Given information
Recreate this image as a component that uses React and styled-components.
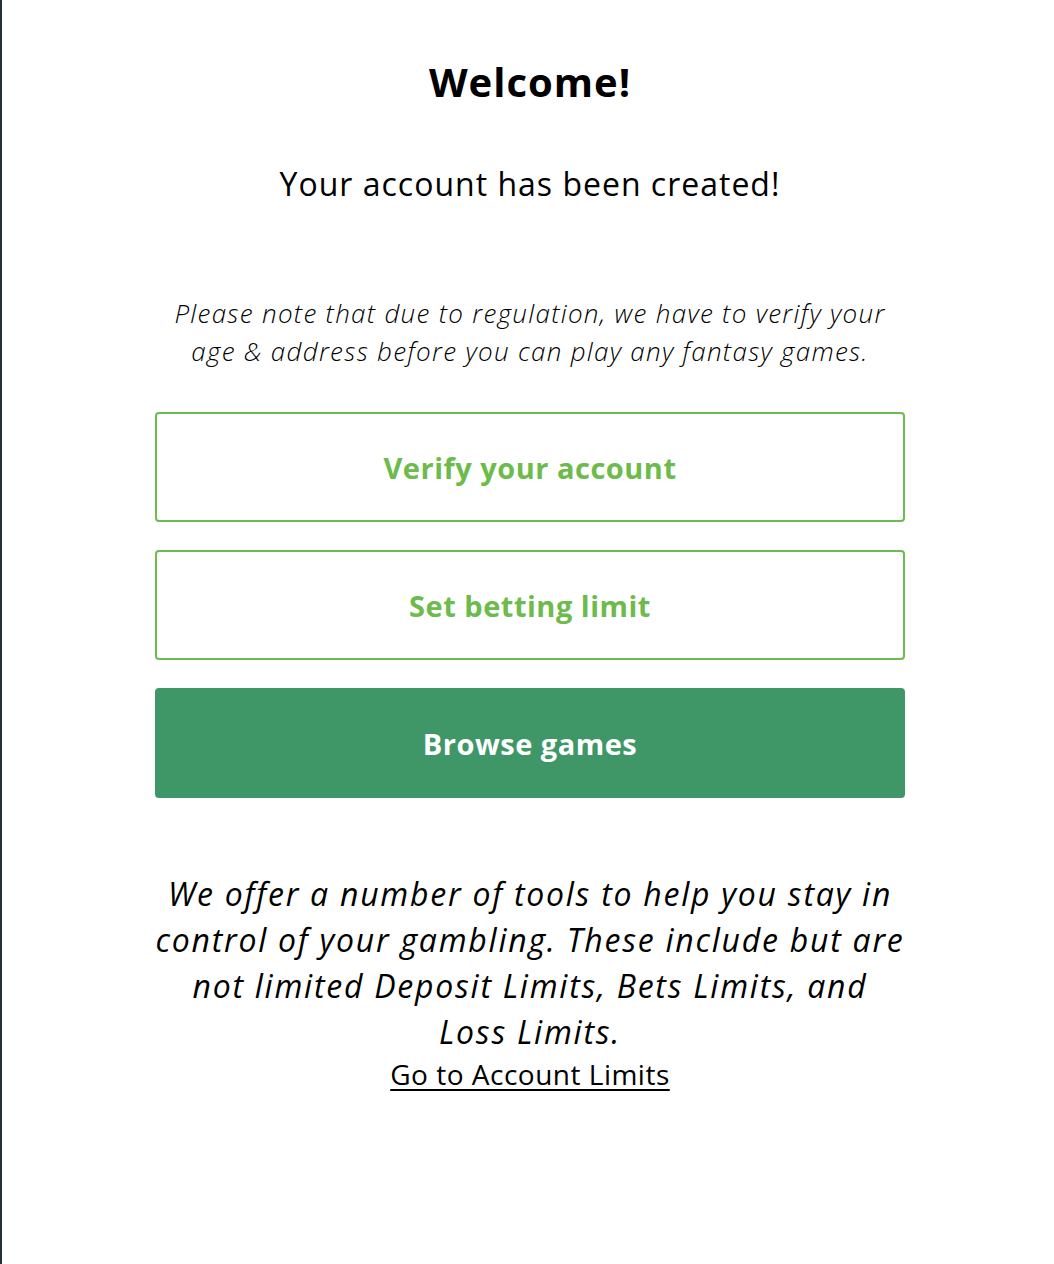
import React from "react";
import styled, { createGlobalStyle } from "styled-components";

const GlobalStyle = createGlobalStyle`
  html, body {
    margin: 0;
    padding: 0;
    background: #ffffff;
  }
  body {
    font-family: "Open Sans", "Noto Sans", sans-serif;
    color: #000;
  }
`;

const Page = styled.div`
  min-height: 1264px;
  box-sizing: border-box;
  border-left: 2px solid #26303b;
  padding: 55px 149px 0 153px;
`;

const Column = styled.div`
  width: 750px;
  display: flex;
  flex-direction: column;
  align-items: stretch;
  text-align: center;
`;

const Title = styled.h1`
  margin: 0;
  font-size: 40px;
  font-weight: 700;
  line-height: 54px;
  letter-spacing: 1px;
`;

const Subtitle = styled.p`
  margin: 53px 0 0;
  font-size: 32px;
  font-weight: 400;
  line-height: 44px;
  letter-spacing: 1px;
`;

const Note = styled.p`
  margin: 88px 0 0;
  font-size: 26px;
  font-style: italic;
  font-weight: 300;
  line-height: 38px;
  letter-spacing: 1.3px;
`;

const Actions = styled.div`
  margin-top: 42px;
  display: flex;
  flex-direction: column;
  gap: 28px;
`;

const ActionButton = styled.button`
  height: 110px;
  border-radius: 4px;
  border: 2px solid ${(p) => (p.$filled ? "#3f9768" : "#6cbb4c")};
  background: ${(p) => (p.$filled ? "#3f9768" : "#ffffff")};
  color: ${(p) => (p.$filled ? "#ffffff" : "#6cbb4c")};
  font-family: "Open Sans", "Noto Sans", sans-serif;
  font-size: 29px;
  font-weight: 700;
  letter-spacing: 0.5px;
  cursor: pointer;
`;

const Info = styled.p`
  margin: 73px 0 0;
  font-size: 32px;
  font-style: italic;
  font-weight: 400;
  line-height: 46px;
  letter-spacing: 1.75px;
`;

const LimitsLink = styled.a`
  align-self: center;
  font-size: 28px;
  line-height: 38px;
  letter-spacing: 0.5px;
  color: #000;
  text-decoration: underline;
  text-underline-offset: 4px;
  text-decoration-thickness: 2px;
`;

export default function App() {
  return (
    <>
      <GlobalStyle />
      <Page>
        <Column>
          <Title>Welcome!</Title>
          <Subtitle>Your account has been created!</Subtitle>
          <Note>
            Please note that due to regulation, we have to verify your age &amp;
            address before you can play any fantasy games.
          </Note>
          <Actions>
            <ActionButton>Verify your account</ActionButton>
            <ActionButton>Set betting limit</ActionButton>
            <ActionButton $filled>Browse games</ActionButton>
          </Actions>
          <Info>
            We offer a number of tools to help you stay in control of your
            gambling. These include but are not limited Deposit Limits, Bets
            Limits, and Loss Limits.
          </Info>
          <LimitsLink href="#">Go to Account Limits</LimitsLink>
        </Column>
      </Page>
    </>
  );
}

--

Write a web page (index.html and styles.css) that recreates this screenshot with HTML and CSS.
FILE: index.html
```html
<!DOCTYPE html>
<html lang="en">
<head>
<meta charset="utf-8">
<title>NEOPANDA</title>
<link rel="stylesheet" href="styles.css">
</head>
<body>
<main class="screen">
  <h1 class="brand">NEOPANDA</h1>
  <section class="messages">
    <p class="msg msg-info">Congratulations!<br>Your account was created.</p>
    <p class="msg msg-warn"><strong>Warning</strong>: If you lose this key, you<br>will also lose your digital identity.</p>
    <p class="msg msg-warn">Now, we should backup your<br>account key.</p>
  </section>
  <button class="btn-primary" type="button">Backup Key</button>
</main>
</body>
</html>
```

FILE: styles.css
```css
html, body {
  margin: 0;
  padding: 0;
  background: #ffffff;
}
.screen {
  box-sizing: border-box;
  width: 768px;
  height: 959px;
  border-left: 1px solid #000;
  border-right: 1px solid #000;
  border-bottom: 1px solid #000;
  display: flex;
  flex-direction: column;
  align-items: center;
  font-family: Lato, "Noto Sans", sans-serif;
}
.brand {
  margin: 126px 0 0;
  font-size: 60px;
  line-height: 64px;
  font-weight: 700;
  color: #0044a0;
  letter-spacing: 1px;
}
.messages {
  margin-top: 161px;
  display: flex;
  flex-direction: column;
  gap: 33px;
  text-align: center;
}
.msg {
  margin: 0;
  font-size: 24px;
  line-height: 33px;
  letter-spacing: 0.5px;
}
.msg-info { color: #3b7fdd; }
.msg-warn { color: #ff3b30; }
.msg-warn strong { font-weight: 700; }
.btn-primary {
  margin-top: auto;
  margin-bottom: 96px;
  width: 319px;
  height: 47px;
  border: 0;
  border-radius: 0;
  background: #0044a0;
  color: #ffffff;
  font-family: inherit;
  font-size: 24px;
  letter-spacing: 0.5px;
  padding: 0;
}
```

--

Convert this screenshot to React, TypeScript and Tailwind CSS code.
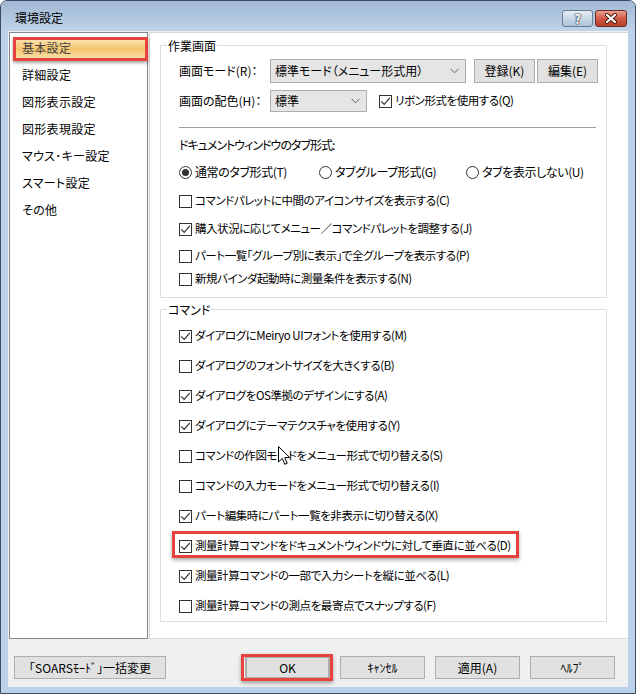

Do this
Return each line among the entries that holds the word "styles".

Problem solution
Write a web page (index.html and styles.css) that recreates this screenshot with HTML and CSS.
<link rel="stylesheet" href="styles.css">
FILE: styles.css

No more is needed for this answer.